That question drives Udipta Boro, PhD researcher in Urban Safety and AI at the University of Twente. In his research, he looks behind the technology and asks what really happens when cities start to ‘see’ through artificial intelligence (AI). “There’s this comforting story about technology that takes care of us, says Boro. “That more cameras mean more safety. But if you look closely, it’s far more complicated.”
The eyes of the smart city
Boro’s PhD project, Cities under the AI Gaze, explores how modern surveillance systems are built, and how ideas about safety take shape along the way. Across the world, cities are installing AI-powered video cameras to monitor traffic, prevent violence, or improve women’s safety in public spaces.
In India, for example, the Safe City Project connects thousands of cameras to algorithms that try to detect SOS gestures or risky situations and automatically alert the police. “It sounds effective,” Boro explains. “But there’s no clear evidence that more cameras mean less crime. Often, problems just move somewhere else, and new ones appear.”
When protection becomes control
For Boro, the key issue isn’t just technical – it’s human. Through his fieldwork in Indian cities like Bengaluru and Chennai, he studies not only what these systems do, but also how they are made. He discovered that police data used to train AI systems often represent certain social groups more than others. “If that’s your dataset,” he explains, “then anyone who looks like those groups is more likely to be flagged as risky. The system isn’t objective, it mirrors existing bias.”
Sometimes, he adds, technologies built to protect can easily become tools of control. “In some countries, cameras installed for safety have been repurposed for moral policing, like monitoring whether women’s clothing is considered ‘appropriate’. That’s when protection turns into control.”
As more of these systems appear in public life, the questions grow deeper. “It also raises questions,” Boro says, “about who decides what’s unsafe, and what happens when technology starts shaping our behaviour.”
What does ‘safe’ really mean?
During his research, Boro follows how the meaning of safety changes between policymakers, police, and technology companies. “At first, it’s about protection,” he says. “But once technology takes over, safety turns into something measurable – about numbers, not people. The human aspect fades away.”
For him, true safety is much more than that. “It’s not only about avoiding harm. It’s about being able to move freely, without fear or constant monitoring. and knowing that your personal data is safe too. A truly safe city trusts its people,” Boro says. “It empowers them to be their true selves.”

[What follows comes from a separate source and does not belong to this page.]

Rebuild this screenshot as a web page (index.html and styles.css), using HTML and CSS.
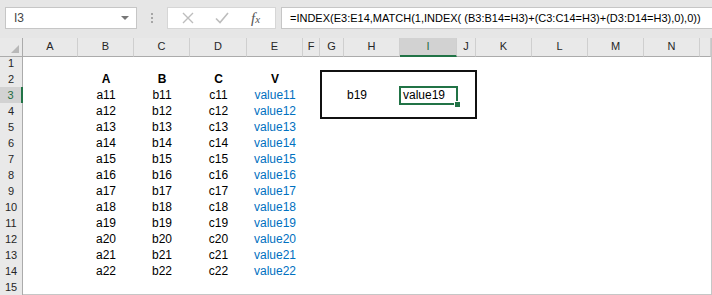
FILE: index.html
```html
<!DOCTYPE html>
<html lang="en">

<head>
    <meta charset="UTF-8">
    <title>INDEX MATCH across columns</title>
    <link rel="stylesheet" href="styles.css">
</head>

<body>
    <div class="formula-bar">
        <div class="name-box">
            <span>I3</span>
            <span class="drop"></span>
        </div>
        <div class="grip"><i></i><i></i><i></i></div>
        <div class="fx-buttons">
            <svg class="btn" width="12" height="12" viewBox="0 0 12 12">
                <path d="M1 1 L11 11 M11 1 L1 11" stroke="#bdbdbd" stroke-width="1.4" fill="none" />
            </svg>
            <svg class="btn" width="14" height="12" viewBox="0 0 14 12">
                <path d="M1 6.5 L5 10.5 L13 1" stroke="#bdbdbd" stroke-width="1.6" fill="none" />
            </svg>
            <span class="fx">f<small>x</small></span>
        </div>
        <div class="formula">=INDEX(E3:E14,MATCH(1,INDEX( (B3:B14=H3)+(C3:C14=H3)+(D3:D14=H3),0),0))</div>
    </div>

    <div class="sheet">
        <div class="row col-heads">
            <div class="corner"></div>
            <div>A</div><div>B</div><div>C</div><div>D</div><div>E</div><div>F</div><div>G</div>
            <div>H</div><div class="active">I</div><div>J</div><div>K</div><div>L</div><div>M</div><div>N</div>
            <div></div>
        </div>
        <div class="row"><div class="rh">1</div></div>
        <div class="row"><div class="rh">2</div><div></div><div class="c b">A</div><div class="c b">B</div><div class="c b">C</div><div class="c b">V</div></div>
        <div class="row"><div class="rh active">3</div><div></div><div class="c">a11</div><div class="c">b11</div><div class="c">c11</div><div class="c v">value11</div><div class="l in-h">b19</div><div class="l in-i sel">value19</div></div>
        <div class="row"><div class="rh">4</div><div></div><div class="c">a12</div><div class="c">b12</div><div class="c">c12</div><div class="c v">value12</div></div>
        <div class="row"><div class="rh">5</div><div></div><div class="c">a13</div><div class="c">b13</div><div class="c">c13</div><div class="c v">value13</div></div>
        <div class="row"><div class="rh">6</div><div></div><div class="c">a14</div><div class="c">b14</div><div class="c">c14</div><div class="c v">value14</div></div>
        <div class="row"><div class="rh">7</div><div></div><div class="c">a15</div><div class="c">b15</div><div class="c">c15</div><div class="c v">value15</div></div>
        <div class="row"><div class="rh">8</div><div></div><div class="c">a16</div><div class="c">b16</div><div class="c">c16</div><div class="c v">value16</div></div>
        <div class="row"><div class="rh">9</div><div></div><div class="c">a17</div><div class="c">b17</div><div class="c">c17</div><div class="c v">value17</div></div>
        <div class="row"><div class="rh">10</div><div></div><div class="c">a18</div><div class="c">b18</div><div class="c">c18</div><div class="c v">value18</div></div>
        <div class="row"><div class="rh">11</div><div></div><div class="c">a19</div><div class="c">b19</div><div class="c">c19</div><div class="c v">value19</div></div>
        <div class="row"><div class="rh">12</div><div></div><div class="c">a20</div><div class="c">b20</div><div class="c">c20</div><div class="c v">value20</div></div>
        <div class="row"><div class="rh">13</div><div></div><div class="c">a21</div><div class="c">b21</div><div class="c">c21</div><div class="c v">value21</div></div>
        <div class="row"><div class="rh">14</div><div></div><div class="c">a22</div><div class="c">b22</div><div class="c">c22</div><div class="c v">value22</div></div>
        <div class="row last"><div class="rh">15</div></div>

        <!-- rectangle shape drawn over G2:J4 -->
        <div class="shape"></div>
    </div>
</body>

</html>
```

FILE: styles.css
```css
body {
    margin: 0;
    font-family: "Liberation Sans", Arial, sans-serif;
    font-size: 12px;
    background: #ffffff;
    width: 712px;
    height: 295px;
    overflow: hidden;
}

/* formula bar */

.formula-bar {
    display: flex;
    align-items: flex-start;
    height: 38px;
    padding: 7px 0 0 5px;
    box-sizing: border-box;
    background: #e6e6e6;
}

.name-box {
    display: flex;
    flex-shrink: 0;
    align-items: center;
    justify-content: space-between;
    width: 132px;
    height: 22px;
    padding: 0 7px 0 8px;
    box-sizing: border-box;
    background: #ffffff;
    border: 1px solid #c6c6c6;
    color: #444444;
}

.drop {
    width: 0;
    height: 0;
    border-left: 4px solid transparent;
    border-right: 4px solid transparent;
    border-top: 4px solid #777777;
}

.grip {
    display: flex;
    flex-shrink: 0;
    flex-direction: column;
    align-items: center;
    gap: 2px;
    width: 30px;
    padding-top: 6px;
}

.grip i {
    width: 2px;
    height: 2px;
    background: #a6a6a6;
}

.fx-buttons {
    display: flex;
    flex-shrink: 0;
    align-items: center;
    width: 109px;
    height: 22px;
    box-sizing: border-box;
    padding-left: 14px;
    background: #ffffff;
    border: 1px solid #d6d6d6;
}

.fx-buttons .btn:first-child {
    margin-right: 21px;
}

.fx {
    margin-left: 22px;
    font-family: "Liberation Serif", "Times New Roman", serif;
    font-style: italic;
    font-size: 15px;
    color: #555555;
}

.fx small {
    font-size: 11px;
}

.formula {
    flex: 1;
    min-width: 0;
    height: 22px;
    margin-left: 5px;
    padding-left: 8px;
    box-sizing: border-box;
    font-size: 11px;
    line-height: 20px;
    background: #ffffff;
    border: 1px solid #c6c6c6;
    border-right: none;
    color: #000000;
    white-space: nowrap;
    overflow: hidden;
}

/* sheet grid */

.sheet {
    position: relative;
    width: 711px;
    border-right: 1px solid #c6c6c6;
}

.row {
    display: grid;
    grid-template-columns: 23px 55px 56px 56px 57px 56px 17px 24px 56px 57px 19px 56px 56px 56px 56px 1fr;
    height: 16px;
    box-sizing: border-box;
}

.row.last {
    border-bottom: 1px solid #c6c6c6;
}

.col-heads {
    height: 17px;
}

.col-heads div {
    background: #e9e9e9;
    border-right: 1px solid #cfcfcf;
    border-bottom: 1px solid #ababab;
    box-sizing: border-box;
    text-align: center;
    font-size: 11px;
    line-height: 17px;
    color: #262626;
}

.col-heads .active {
    background: #d2d2d2;
    border-bottom: 2px solid #217346;
    color: #1e6b41;
}

.col-heads .corner {
    position: relative;
    border-right: 1px solid #ababab;
}

.corner::after {
    content: "";
    position: absolute;
    right: 3px;
    bottom: 3px;
    border-style: solid;
    border-width: 0 0 8px 8px;
    border-color: transparent transparent #b8b8b8 transparent;
}

.rh {
    background: #e9e9e9;
    border-right: 1px solid #ababab;
    border-bottom: 1px solid #d4d4d4;
    box-sizing: border-box;
    text-align: center;
    font-size: 11px;
    line-height: 16px;
    color: #262626;
}

.rh.active {
    background: #d2d2d2;
    border-right: 2px solid #217346;
    color: #1e6b41;
}

.c {
    text-align: center;
    line-height: 16px;
    white-space: nowrap;
}

.l {
    padding-left: 3px;
    line-height: 16px;
    white-space: nowrap;
}

.b {
    font-weight: bold;
}

.v {
    color: #0070c0;
}

.in-h {
    grid-column: 9;
}

.in-i {
    grid-column: 10;
}

.sel {
    position: relative;
    outline: 2px solid #217346;
    outline-offset: -1px;
}

.sel::after {
    content: "";
    position: absolute;
    right: -3px;
    bottom: -3px;
    width: 5px;
    height: 5px;
    background: #217346;
    border: 1px solid #ffffff;
    border-width: 1px 0 0 1px;
}

.shape {
    position: absolute;
    left: 320px;
    top: 32px;
    width: 157px;
    height: 49px;
    box-sizing: border-box;
    border: 2px solid #111111;
    pointer-events: none;
}
```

Designing with care, not control
“There’s no perfect solution,” Boro admits. “Technology is never neutral - it’s political. What we build reflects who we are and what we believe.” Still, he stays hopeful. “We can design technology differently,” he says. “With care, not control. By listening to the people who actually live in these cities and by asking what they need to feel safe. That means safety should not just be about smarter systems, but about more human ones – systems that include dignity, diversity, and trust.
For Boro, this begins with open dialogue. “We need interdisciplinary and public conversations about what safety really means. Only then can we design technology that serves people in all their diversity.”